== Task ==
Write out the opening lines of the data word for word, up to and including the line with "const CITIES = ['Budapest', 'Bucharest", and leave every picture and every later line out.

== Provided material ==
########
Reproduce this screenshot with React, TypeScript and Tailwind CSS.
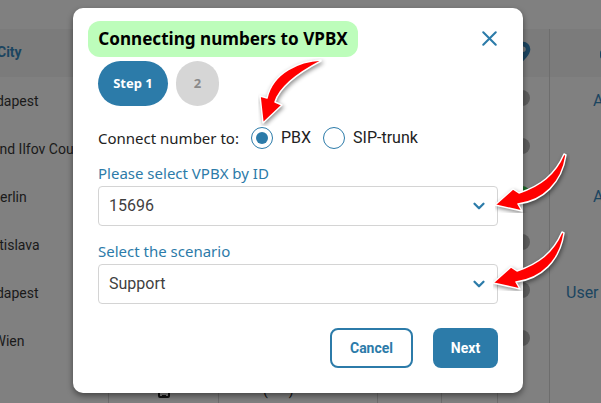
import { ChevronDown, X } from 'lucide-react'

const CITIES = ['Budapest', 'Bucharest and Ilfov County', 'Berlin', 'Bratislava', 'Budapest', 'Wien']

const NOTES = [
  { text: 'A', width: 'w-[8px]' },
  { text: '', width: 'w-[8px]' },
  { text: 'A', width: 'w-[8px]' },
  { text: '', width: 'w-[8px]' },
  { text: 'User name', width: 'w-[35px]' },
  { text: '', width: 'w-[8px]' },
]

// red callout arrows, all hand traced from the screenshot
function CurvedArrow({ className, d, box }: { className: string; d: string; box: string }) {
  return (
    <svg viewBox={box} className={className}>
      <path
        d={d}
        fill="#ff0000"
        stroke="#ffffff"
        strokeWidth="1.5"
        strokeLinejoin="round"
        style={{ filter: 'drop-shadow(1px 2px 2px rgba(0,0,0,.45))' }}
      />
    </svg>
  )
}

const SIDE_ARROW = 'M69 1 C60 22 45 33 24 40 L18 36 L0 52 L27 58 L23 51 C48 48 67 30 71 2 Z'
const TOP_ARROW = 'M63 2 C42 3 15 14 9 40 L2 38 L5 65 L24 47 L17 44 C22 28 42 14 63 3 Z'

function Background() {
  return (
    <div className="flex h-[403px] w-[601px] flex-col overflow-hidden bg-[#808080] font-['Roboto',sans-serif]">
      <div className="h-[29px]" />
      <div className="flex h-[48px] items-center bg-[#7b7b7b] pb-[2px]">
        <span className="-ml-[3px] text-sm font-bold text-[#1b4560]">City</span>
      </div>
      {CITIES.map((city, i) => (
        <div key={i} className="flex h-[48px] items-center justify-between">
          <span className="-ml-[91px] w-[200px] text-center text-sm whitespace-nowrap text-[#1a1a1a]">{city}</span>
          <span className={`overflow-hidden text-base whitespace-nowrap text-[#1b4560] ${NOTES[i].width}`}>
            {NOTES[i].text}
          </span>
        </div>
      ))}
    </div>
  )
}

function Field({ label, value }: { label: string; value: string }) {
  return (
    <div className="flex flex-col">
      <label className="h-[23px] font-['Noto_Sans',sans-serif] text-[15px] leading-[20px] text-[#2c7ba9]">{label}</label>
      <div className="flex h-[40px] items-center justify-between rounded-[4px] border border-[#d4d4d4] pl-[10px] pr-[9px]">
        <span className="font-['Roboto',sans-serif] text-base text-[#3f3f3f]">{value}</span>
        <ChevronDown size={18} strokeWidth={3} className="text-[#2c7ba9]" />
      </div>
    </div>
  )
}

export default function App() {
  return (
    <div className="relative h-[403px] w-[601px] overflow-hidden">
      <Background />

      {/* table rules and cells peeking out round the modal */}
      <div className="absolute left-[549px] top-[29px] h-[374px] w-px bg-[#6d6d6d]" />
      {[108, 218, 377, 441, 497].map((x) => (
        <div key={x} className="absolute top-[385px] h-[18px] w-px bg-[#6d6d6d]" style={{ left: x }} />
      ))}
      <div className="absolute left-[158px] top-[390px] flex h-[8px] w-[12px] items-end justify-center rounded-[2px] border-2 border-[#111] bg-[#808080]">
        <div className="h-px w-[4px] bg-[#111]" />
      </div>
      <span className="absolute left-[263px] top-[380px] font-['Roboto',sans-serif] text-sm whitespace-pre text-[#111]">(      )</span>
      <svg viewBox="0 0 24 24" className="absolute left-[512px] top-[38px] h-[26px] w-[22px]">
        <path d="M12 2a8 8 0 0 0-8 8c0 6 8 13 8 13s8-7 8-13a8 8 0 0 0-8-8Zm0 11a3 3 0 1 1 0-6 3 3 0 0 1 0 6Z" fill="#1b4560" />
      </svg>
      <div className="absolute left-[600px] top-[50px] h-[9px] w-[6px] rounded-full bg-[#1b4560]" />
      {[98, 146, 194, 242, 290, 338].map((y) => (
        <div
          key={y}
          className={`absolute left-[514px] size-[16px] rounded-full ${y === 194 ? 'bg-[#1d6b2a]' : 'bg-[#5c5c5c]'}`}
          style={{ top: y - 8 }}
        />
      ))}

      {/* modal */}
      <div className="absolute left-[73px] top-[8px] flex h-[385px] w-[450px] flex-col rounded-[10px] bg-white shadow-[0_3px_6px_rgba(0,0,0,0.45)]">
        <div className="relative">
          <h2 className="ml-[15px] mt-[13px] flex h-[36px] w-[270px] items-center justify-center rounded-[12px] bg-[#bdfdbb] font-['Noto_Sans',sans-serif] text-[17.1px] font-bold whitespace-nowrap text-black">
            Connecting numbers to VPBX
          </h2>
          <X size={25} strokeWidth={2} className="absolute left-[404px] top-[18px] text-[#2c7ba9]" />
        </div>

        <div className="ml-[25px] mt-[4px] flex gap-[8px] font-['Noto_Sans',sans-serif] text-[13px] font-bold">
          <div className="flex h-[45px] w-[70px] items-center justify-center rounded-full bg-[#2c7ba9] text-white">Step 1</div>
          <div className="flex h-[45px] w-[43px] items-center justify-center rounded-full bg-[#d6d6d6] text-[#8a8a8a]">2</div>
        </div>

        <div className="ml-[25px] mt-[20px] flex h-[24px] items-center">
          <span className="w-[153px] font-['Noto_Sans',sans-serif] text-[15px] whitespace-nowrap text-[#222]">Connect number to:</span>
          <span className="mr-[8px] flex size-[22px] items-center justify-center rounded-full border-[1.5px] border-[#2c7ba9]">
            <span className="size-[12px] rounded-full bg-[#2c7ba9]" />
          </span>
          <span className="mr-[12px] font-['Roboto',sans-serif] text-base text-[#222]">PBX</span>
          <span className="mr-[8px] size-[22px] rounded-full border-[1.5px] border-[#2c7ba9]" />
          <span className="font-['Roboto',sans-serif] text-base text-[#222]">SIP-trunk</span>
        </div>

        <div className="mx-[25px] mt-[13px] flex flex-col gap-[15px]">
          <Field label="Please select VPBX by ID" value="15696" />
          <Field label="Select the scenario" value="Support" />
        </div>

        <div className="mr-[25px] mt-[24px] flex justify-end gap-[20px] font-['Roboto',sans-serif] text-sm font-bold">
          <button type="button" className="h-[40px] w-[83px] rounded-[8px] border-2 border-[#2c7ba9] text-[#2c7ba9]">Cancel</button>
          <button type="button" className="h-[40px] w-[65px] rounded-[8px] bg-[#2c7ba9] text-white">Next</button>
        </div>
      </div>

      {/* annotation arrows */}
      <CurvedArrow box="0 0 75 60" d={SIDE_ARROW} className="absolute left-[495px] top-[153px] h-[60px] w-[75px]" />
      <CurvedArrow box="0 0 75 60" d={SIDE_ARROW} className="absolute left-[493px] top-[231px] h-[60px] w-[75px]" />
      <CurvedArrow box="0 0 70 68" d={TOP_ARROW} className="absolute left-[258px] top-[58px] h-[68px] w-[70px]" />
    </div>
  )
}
########
== Result of the exercise ==
Reproduce this screenshot with React, TypeScript and Tailwind CSS.
import { ChevronDown, X } from 'lucide-react'

const CITIES = ['Budapest', 'Bucharest and Ilfov County', 'Berlin', 'Bratislava', 'Budapest', 'Wien']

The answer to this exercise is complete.